- Task prompt
Quote the listing below in full and exactly as written, but omit every picture.

- Material shown
::::

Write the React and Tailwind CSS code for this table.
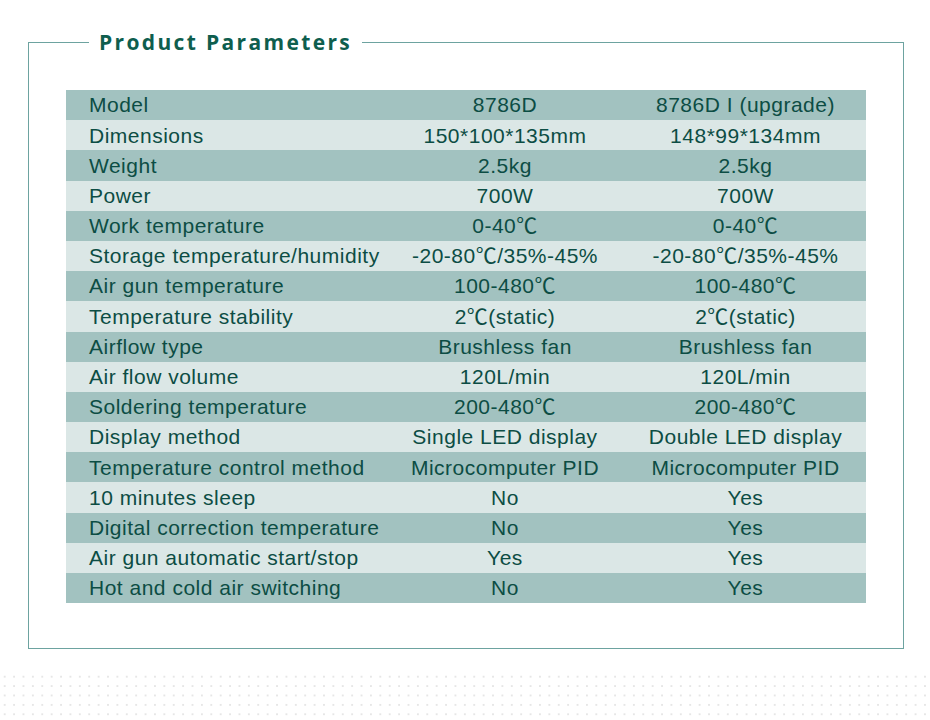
const rows = [
  ["Model", "8786D", "8786D I (upgrade)"],
  ["Dimensions", "150*100*135mm", "148*99*134mm"],
  ["Weight", "2.5kg", "2.5kg"],
  ["Power", "700W", "700W"],
  ["Work temperature", "0-40℃", "0-40℃"],
  ["Storage temperature/humidity", "-20-80℃/35%-45%", "-20-80℃/35%-45%"],
  ["Air gun temperature", "100-480℃", "100-480℃"],
  ["Temperature stability", "2℃(static)", "2℃(static)"],
  ["Airflow type", "Brushless fan", "Brushless fan"],
  ["Air flow volume", "120L/min", "120L/min"],
  ["Soldering temperature", "200-480℃", "200-480℃"],
  ["Display method", "Single LED display", "Double LED display"],
  ["Temperature control method", "Microcomputer PID", "Microcomputer PID"],
  ["10 minutes sleep", "No", "Yes"],
  ["Digital correction temperature", "No", "Yes"],
  ["Air gun automatic start/stop", "Yes", "Yes"],
  ["Hot and cold air switching", "No", "Yes"],
];

export default function App() {
  return (
    <div className="w-[930px] h-[720px] bg-white overflow-hidden relative">
      <div className="pt-[32px] pl-[28px]">
        <fieldset className="w-[875px] h-[617px] border-[1.5px] border-[#6da3a0] px-[37px] pt-[38px]">
          <legend className="ml-[23px] px-[10px] font-['Open_Sans',sans-serif] font-bold text-[21px] leading-[20px] tracking-[2.35px] text-[#0e5e4e]">
            Product Parameters
          </legend>
          <div className="w-[800px] font-['Liberation_Sans','Noto_Sans_CJK_SC',Arial,sans-serif] text-[21px] tracking-[0.5px] text-[#0c4d44]">
            {rows.map((r, i) => (
              <div
                key={r[0]}
                className={`flex h-[30.2px] items-center ${i % 2 === 0 ? "bg-[#a2c2c0]" : "bg-[#dbe7e6]"}`}
              >
                <div className="w-[319px] pl-[23px] whitespace-nowrap">{r[0]}</div>
                <div className="w-[240px] text-center whitespace-nowrap">{r[1]}</div>
                <div className="w-[241px] text-center whitespace-nowrap">{r[2]}</div>
              </div>
            ))}
          </div>
        </fieldset>
      </div>
      <div className="absolute left-0 right-0 top-[672px] bottom-0 bg-[radial-gradient(#e6e6e6_1px,transparent_1.2px)] bg-[size:9.4px_9.4px]" />
    </div>
  );
}
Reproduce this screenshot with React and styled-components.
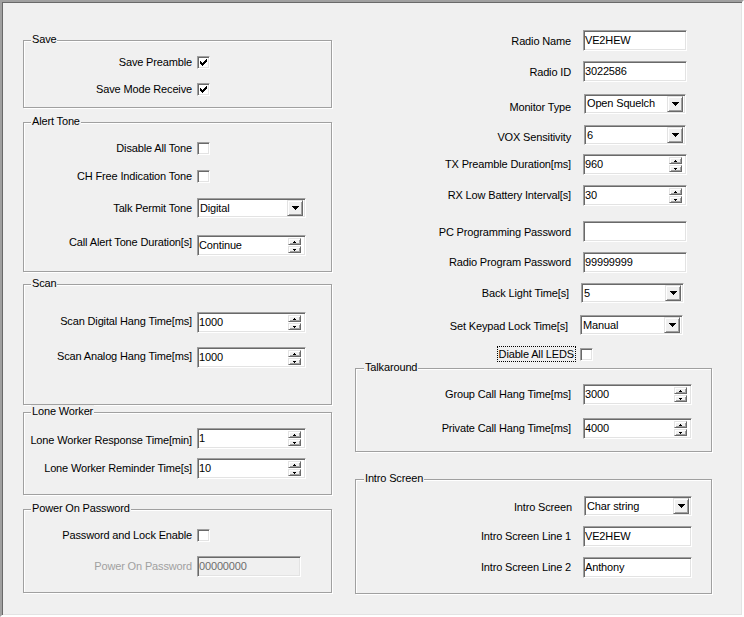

::::

- Result of this task
Write the React and Tailwind CSS code for this table.
const rows = [
  ["Model", "8786D", "8786D I (upgrade)"],
  ["Dimensions", "150*100*135mm", "148*99*134mm"],
  ["Weight", "2.5kg", "2.5kg"],
  ["Power", "700W", "700W"],
  ["Work temperature", "0-40℃", "0-40℃"],
  ["Storage temperature/humidity", "-20-80℃/35%-45%", "-20-80℃/35%-45%"],
  ["Air gun temperature", "100-480℃", "100-480℃"],
  ["Temperature stability", "2℃(static)", "2℃(static)"],
  ["Airflow type", "Brushless fan", "Brushless fan"],
  ["Air flow volume", "120L/min", "120L/min"],
  ["Soldering temperature", "200-480℃", "200-480℃"],
  ["Display method", "Single LED display", "Double LED display"],
  ["Temperature control method", "Microcomputer PID", "Microcomputer PID"],
  ["10 minutes sleep", "No", "Yes"],
  ["Digital correction temperature", "No", "Yes"],
  ["Air gun automatic start/stop", "Yes", "Yes"],
  ["Hot and cold air switching", "No", "Yes"],
];

export default function App() {
  return (
    <div className="w-[930px] h-[720px] bg-white overflow-hidden relative">
      <div className="pt-[32px] pl-[28px]">
        <fieldset className="w-[875px] h-[617px] border-[1.5px] border-[#6da3a0] px-[37px] pt-[38px]">
          <legend className="ml-[23px] px-[10px] font-['Open_Sans',sans-serif] font-bold text-[21px] leading-[20px] tracking-[2.35px] text-[#0e5e4e]">
            Product Parameters
          </legend>
          <div className="w-[800px] font-['Liberation_Sans','Noto_Sans_CJK_SC',Arial,sans-serif] text-[21px] tracking-[0.5px] text-[#0c4d44]">
            {rows.map((r, i) => (
              <div
                key={r[0]}
                className={`flex h-[30.2px] items-center ${i % 2 === 0 ? "bg-[#a2c2c0]" : "bg-[#dbe7e6]"}`}
              >
                <div className="w-[319px] pl-[23px] whitespace-nowrap">{r[0]}</div>
                <div className="w-[240px] text-center whitespace-nowrap">{r[1]}</div>
                <div className="w-[241px] text-center whitespace-nowrap">{r[2]}</div>
              </div>
            ))}
          </div>
        </fieldset>
      </div>
      <div className="absolute left-0 right-0 top-[672px] bottom-0 bg-[radial-gradient(#e6e6e6_1px,transparent_1.2px)] bg-[size:9.4px_9.4px]" />
    </div>
  );
}
Reproduce this screenshot with React and styled-components.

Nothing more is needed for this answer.